Pocas veces llega una historia que logra ejemplificar de forma sencilla procesos que, por regla general, son complejos. Hace bastante tiempo ya, una mujer me relató lo siguiente: cuando había terminado la escuela y debía decidir qué estudiar, ella lo sabía con certeza; deseaba anotarse en Bellas Artes y dedicarse a la pintura. Pero sus padres se opusieron, argumentando que debía estudiar una carrera que le redituara económicamente (¿les suena?). Después de acaloradas discusiones, el padre decidió al fin que ella iba a estudiar medicina, por lo que se inscribió en la carrera a regañadientes y comenzó a cursar. Para llegar a clases, debía coger el metro y hacer un recorrido de más o menos quince estaciones.
Terminando de cursar el segundo semestre de la carrera, cuando había aceptado su destino y no le disgustaba lo que estaba estudiando (era muy buena alumna, como siempre), tuvo un incidente en el metro que marcó una nueva era. Aquel día, el tren estaba muy lleno y ella comenzó a incomodarse; de pronto, no lograba ver con claridad, parecía encontrarse detrás de un cristal opaco.

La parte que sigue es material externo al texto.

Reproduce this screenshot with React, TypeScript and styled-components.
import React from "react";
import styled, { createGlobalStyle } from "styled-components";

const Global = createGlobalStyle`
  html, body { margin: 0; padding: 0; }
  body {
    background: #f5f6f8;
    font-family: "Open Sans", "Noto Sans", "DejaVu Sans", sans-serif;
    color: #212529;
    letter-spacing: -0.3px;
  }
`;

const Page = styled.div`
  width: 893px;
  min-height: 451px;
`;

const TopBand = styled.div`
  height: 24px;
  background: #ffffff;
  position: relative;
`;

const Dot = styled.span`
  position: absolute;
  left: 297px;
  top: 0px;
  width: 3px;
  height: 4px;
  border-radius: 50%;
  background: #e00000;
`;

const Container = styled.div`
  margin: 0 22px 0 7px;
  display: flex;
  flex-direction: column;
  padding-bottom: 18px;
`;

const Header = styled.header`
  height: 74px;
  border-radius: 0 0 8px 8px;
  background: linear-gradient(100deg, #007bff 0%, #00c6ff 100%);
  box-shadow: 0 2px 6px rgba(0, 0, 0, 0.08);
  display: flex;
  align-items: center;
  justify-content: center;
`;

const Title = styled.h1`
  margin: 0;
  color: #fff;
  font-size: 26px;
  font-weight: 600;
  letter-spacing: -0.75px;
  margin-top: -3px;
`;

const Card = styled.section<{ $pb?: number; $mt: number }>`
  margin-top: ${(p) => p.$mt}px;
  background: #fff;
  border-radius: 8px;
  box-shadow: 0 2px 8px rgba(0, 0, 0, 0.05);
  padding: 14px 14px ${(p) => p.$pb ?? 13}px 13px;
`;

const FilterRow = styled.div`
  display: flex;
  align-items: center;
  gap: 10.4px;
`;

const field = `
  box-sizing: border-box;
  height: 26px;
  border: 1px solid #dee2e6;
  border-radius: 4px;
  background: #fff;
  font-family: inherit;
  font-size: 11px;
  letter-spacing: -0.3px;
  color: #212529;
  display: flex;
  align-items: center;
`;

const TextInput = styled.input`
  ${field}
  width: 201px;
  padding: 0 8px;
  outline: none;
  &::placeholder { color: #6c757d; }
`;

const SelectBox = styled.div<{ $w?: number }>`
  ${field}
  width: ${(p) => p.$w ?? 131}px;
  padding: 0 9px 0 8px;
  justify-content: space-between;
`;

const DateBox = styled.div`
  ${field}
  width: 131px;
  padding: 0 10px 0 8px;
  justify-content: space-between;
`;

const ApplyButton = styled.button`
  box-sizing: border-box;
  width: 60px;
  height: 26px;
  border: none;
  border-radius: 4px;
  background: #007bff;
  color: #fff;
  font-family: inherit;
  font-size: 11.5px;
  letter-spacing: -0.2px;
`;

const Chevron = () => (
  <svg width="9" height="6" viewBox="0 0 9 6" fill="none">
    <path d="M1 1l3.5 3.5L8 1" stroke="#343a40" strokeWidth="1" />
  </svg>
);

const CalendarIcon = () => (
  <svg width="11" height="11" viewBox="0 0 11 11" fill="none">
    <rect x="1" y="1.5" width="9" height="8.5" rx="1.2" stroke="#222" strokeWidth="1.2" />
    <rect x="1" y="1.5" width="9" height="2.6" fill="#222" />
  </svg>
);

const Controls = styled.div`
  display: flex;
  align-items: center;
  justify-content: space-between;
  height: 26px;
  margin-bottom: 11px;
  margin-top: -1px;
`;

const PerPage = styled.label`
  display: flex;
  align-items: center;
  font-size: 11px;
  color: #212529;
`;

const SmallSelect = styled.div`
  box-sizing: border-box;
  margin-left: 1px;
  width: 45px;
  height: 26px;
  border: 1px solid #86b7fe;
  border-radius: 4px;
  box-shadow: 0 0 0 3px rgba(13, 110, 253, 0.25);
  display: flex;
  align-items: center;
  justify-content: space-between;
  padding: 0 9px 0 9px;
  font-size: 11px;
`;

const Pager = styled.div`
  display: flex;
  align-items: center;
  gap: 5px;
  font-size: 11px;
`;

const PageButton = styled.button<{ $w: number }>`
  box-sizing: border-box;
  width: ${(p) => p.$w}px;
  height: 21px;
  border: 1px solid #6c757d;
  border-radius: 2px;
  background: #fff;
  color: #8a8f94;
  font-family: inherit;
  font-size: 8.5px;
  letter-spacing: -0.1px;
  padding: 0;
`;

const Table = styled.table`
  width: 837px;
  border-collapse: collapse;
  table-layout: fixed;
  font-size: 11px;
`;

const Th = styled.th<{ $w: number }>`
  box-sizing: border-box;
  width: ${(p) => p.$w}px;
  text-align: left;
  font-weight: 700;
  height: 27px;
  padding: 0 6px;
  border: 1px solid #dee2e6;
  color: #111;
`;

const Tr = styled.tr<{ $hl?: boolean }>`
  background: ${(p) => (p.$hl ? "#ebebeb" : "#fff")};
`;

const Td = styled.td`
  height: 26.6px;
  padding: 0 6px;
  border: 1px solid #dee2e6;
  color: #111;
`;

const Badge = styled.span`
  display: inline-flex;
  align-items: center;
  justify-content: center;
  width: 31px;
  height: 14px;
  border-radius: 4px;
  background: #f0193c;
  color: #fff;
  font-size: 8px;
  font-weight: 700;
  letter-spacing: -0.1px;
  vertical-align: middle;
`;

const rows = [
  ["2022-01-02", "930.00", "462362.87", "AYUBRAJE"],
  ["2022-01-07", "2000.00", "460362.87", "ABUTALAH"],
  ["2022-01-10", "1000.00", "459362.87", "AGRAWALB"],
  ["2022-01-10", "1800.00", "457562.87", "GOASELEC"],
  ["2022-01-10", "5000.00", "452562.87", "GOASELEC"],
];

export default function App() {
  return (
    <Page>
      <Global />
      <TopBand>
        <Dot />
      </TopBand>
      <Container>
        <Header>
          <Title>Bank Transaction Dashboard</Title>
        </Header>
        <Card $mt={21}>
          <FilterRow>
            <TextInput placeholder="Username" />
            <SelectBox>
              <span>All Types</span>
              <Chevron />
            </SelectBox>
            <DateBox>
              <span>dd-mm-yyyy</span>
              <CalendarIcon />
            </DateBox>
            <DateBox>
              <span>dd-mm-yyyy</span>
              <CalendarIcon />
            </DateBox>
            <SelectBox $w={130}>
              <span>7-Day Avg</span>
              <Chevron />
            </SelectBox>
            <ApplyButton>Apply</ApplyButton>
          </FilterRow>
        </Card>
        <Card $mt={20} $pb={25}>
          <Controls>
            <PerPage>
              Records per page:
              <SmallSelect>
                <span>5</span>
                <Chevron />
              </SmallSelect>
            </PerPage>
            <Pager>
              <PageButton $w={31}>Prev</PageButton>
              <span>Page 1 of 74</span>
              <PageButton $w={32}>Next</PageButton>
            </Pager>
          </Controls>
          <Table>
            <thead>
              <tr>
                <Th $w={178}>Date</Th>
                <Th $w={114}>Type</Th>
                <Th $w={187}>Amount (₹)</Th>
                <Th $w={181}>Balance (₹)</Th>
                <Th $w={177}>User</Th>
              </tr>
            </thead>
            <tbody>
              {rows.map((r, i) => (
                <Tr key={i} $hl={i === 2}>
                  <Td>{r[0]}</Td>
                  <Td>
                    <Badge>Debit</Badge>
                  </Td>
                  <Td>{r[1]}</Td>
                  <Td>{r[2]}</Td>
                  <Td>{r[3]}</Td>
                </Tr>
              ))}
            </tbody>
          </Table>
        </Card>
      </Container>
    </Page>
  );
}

El corazón se le aceleró y un terror arrollador e inexplicable la invadió; sus piernas se le aflojaron y sintió que debía huir. Bajó en la siguiente estación transpirada de pies a cabeza, totalmente colapsada y a punto de desmayarse.
A partir de allí, cada vez que tenía que coger un tren se inquietaba y comenzaban los síntomas. En la mayoría de las ocasiones lograba controlarlos, pero en otras debía bajarse hasta dos veces en el mismo trayecto. Lo que había sido un ataque de pánico puntual pronto se transformó en una fobia persistente. Así estuvo más de un año (imagínense soportar cada día semejante tormento) hasta que explotó en llanto, habló con sus padres y no encontró más remedio que dejar la universidad.
Después de haber abandonado sus estudios, pasó unos meses sintiéndose angustiada y muy delicada, pero ¡oh sorpresa! pudo coger el metro sin problemas, sin ansiedad. Cuando me lo contó, ya habían transcurrido más de diez años de los sucesos, años en los cuales no tuvo ningún inconveniente al viajar en transporte público. Por arte de magia desaparecieron los síntomas, a la manera de como vinieron.
No hace falta ser muy perspicaz para vislumbrar la relación entre la interrupción de los estudios y la repentina desaparición de los ataques de pánico. En su sintomatología subyacía un conflicto entre el deseo y la moral, que podía interpretarse como un sabotaje inconsciente para revelarse contra la imposición de sus padres. Su deseo se encontraba subyugado, lo contuvo todo lo que pudo; sin embargo, el cuerpo le avisó (a través del miedo) que estaba atrapada en un tren que no era el suyo.
Esto no significa que uno se entregue a la ley del menor esfuerzo y haga todo el tiempo lo que se le antoja. Tienen que pactarse convenios entre el querer y el deber que sean viables. Es bueno y saludable tener metas, pero estas deben estar acompañadas (más o menos) por el deseo de uno; si no, tarde o temprano, emergen complicaciones.
Cabe aclarar que los síntomas no solo se manifiestan en respuesta a las imposiciones que vienen de un otro con autoridad, sino que también y con más frecuencia responden a autoexigencias (bienvenidos al Turismo Interior). Tampoco puede afirmarse que toda persona que esté bajo presión indefectiblemente deberá presentar síntomas. El tema de este equilibrio es demasiado complejo como para abordarlo de forma exhaustiva en un escrito tan breve. Pero bueno, como se suele afirmar: El miedo no es tonto. Es una señal que avisa que estaría bien detenerse e indagar qué sucede: no vaya a ser que estemos montados en un tren que no es el nuestro.